Whether Clinton can afford to temporarily ignore criticism from the left also depends, however, on whether the party’s divisions in Congress can be healed before she faces primary opponents such as Sanders next year.

Opposition to Obama’s trade agreement has been brewing among congressional Democrats, whose concerns include the protection of US jobs, safe conditions for workers, and currency manipulation. Democrats have also criticised the lack of transparency in the negotiating process.

Tension escalated this week when Harry Reid, the Senate minority leader, threatened that Democrats would block “fast-track” trade legislation until the chamber resolved highway funding and the reauthorization of surveillance programs – both of which are set to expire soon. The comments were the latest in a string of aggressive statements Reid has made on the subject, following his declaration last month that his view of giving Obama fast-track authority is “not only no, but hell no”.

Although Reid would not say on Tuesday whether he had the 41 votes necessary to filibuster TPA, he expressed confidence that Democrats were mostly supportive of stopping Republicans from advancing a fast-track bill without also voting on other trade bills that would address some of the concerns with the broader trade pact on both sides.

“We feel strongly enough, enough of us, that we would not allow that to happen,” Reid told reporters on Capitol Hill. “I can’t imagine why the trade bill is so vitally important that it would even trump the Fisa [Foreign Intelligence Surveillance Act] bill … and that it will trump the highway bill. I can’t imagine what the rush is.”

Illinois senator Dick Durbin, the minority whip, said it will ultimately come down to the 10 or 12 Democrats who currently support fast-track. “Those are the key votes,” he said, while adding that he couldn’t yet say if Reid’s gambit would be successful.

“I don’t know the answer to that yet. We’re still talking,” Durbin said.

Republican Kentucky senator Mitch McConnell was unfazed by Democrats’ attempts to halt the process. The Senate majority leader said he will bring up TPA as soon as lawmakers finish work on legislation that would allow Congress to review a nuclear agreement with Iran – which could be as early as next week.

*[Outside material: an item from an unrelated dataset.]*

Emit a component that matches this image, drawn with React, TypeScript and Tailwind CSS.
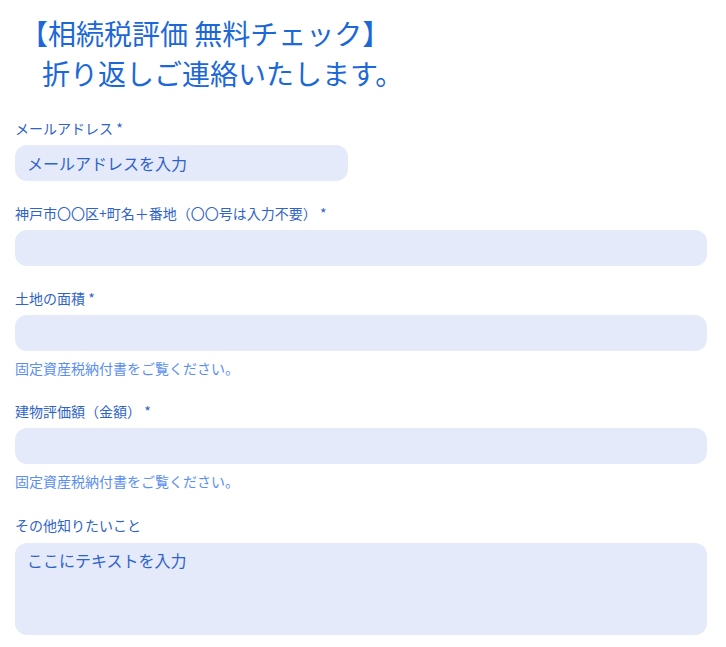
const font = { fontFamily: '"Noto Sans CJK JP", "Noto Sans", sans-serif' };

function Field({
  label,
  required,
  placeholder,
  help,
  narrow,
}: {
  label: string;
  required?: boolean;
  placeholder?: string;
  help?: string;
  narrow?: boolean;
}) {
  return (
    <div className="flex flex-col">
      <label className="text-[14px] leading-[20px] text-[#2f63c8]">
        {label}
        {required && " *"}
      </label>
      <input
        type="text"
        placeholder={placeholder}
        className={`mt-[7px] h-[36px] rounded-xl bg-[#e4eafa] px-[12px] text-[16px] text-[#2f63c8] outline-none placeholder:text-[#2f63c8] ${
          narrow ? "w-[333px]" : "w-full"
        }`}
      />
      {help && (
        <p className="mt-[8px] text-[14px] leading-[18px] text-[#5a8ef0]">{help}</p>
      )}
    </div>
  );
}

export default function App() {
  return (
    <div className="min-h-screen bg-white" style={font}>
      {/* Heading */}
      <h1 className="pt-[13px] text-[28px] leading-[40px] font-normal text-[#1c68d6]">
        <span className="block pl-[20px]">【相続税評価 無料チェック】</span>
        <span className="block pl-[42px]">折り返しご連絡いたします。</span>
      </h1>

      {/* Form */}
      <form className="mt-[25px] flex flex-col pl-[15px] pr-[19px]">
        <Field label="メールアドレス" required placeholder="メールアドレスを入力" narrow />
        <div className="mt-[22px]">
          <Field label="神戸市〇〇区+町名＋番地（〇〇号は入力不要） " required />
        </div>
        <div className="mt-[22px]">
          <Field label="土地の面積" required help="固定資産税納付書をご覧ください。" />
        </div>
        <div className="mt-[24px]">
          <Field label="建物評価額（金額） " required help="固定資産税納付書をご覧ください。" />
        </div>
        <div className="mt-[25px] flex flex-col">
          <label className="text-[14px] leading-[20px] text-[#2f63c8]">その他知りたいこと</label>
          <textarea
            placeholder="ここにテキストを入力"
            className="mt-[8px] h-[92px] w-full resize-none rounded-xl bg-[#e4eafa] px-[12px] py-[5px] text-[16px] leading-[24px] text-[#2f63c8] outline-none placeholder:text-[#2f63c8]"
          />
        </div>
      </form>
    </div>
  );
}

But even McConnell could not definitively say whether the votes were there to break a Democratic-led filibuster of TPA.

“We sure hope so. We’re working it hard,” McConnell told reporters on Tuesday. “It’s been almost an out-of-body experience but we’ve been working closely with the White House. We agree on this and we’re working together to try to get it across the finish line.”

The Senate finance committee passed four trade bills last month, including fast-track authority, but the overall package included tough provisions for negotiators of the historic 12-nation trade deal.

Among the measures passed in committee was one to deal with currency manipulation, which has bipartisan support in the Senate and would crack down on China and other countries that manipulate the value of their currency.

New York senator Chuck Schumer, who is poised to be the next Democratic leader of the Senate, has said Obama’s trade priorities could be seriously compromised if the president were to veto the currency measure.

“I’m not trying to use currency to kill TPA, but I feel very strongly we should get a path to passing it and we’re working on the best way to do that,” Schumer told reporters Tuesday, adding that the goal was not for the provisions “just to be voted on and thrown by the wayside”.

A handful of Republicans are also concerned about currency manipulation, including South Carolina senator Lindsey Graham, who has said he will withhold his support for fast-track if the matter is not addressed.

Incidentally, the Senate was expected to be the easier of the two chambers for the passage of Obama’s trade agenda. That the vote is shaping up to be on a razor’s edge doesn’t bode well for the House, where GOP leaders will likely rely on Democrats to clear the White House-backed legislation.

Last week, House speaker Boehner pointed to broad support for TPA among Republicans but signaled that Democratic votes would be needed for final passage.

“The president needs to step up his game in terms of garnering more support amongst Democrats, especially here in the House,” the Republican leader said.

His argument that Clinton needed to join the president might also be true, but it is advice that many in the party would prefer not to hear right now.